Broadening your horizons – working internationally

international horizons

Working abroad can be an incredible experience. I have worked in three different countries; USA, UK and Norway (I am Norwegian) and I have volunteered teaching English in China and Argentina. I have had some amazing experiences which I don’t want to change for the world, but at the same time it is important to be prepared and realise that applying for jobs and working abroad may bring its own issues as well. This is my personal story on how working internationally has changed me, broadened my horizons and made me who I am today, but I will also share some important lessons as well.

 

Thinking about working internationally?

Thinking_(2808468566)

You want to work overseas and have a real wish to explore the world? Then go for it! However, do consider any language, visa or work permit requirements of the country you are going to. Finding a job in Argentina without speaking Spanish will limit the job opportunities straight away.

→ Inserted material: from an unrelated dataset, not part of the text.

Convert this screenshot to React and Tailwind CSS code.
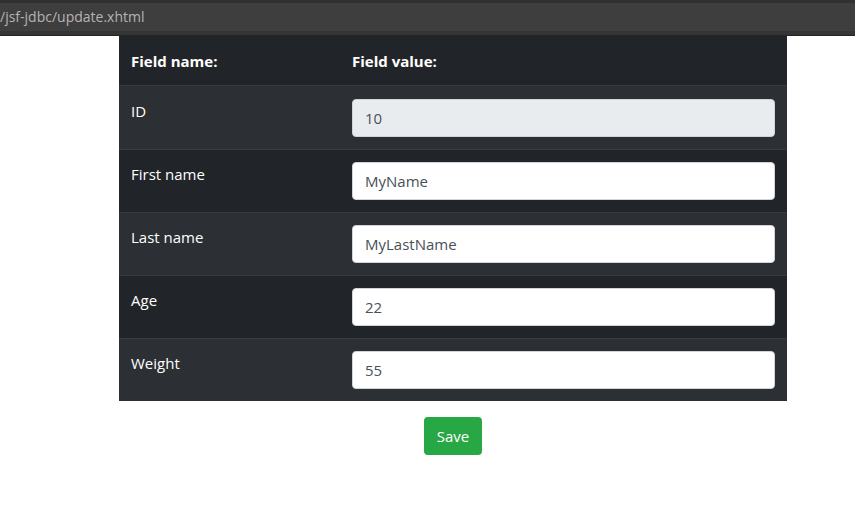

In addition, if you would like to work in Norway you are pretty much limited to bar and café work if you do not speak Norwegian. You may also have visa limitations. After going to University in the US, I had a year’s work permit, which I was sure I could extend. I was six months in to a job I loved, with colleagues I loved in a city I loved (Seattle), when I found out that the work permit could not be extended. I did not have a job that fit the visa requirements and had to leave the country within the next 4 weeks, saying goodbye to everyone in the process. My lesson to you is therefore to research as much as possible before you go!

 

Applying for jobs internationally?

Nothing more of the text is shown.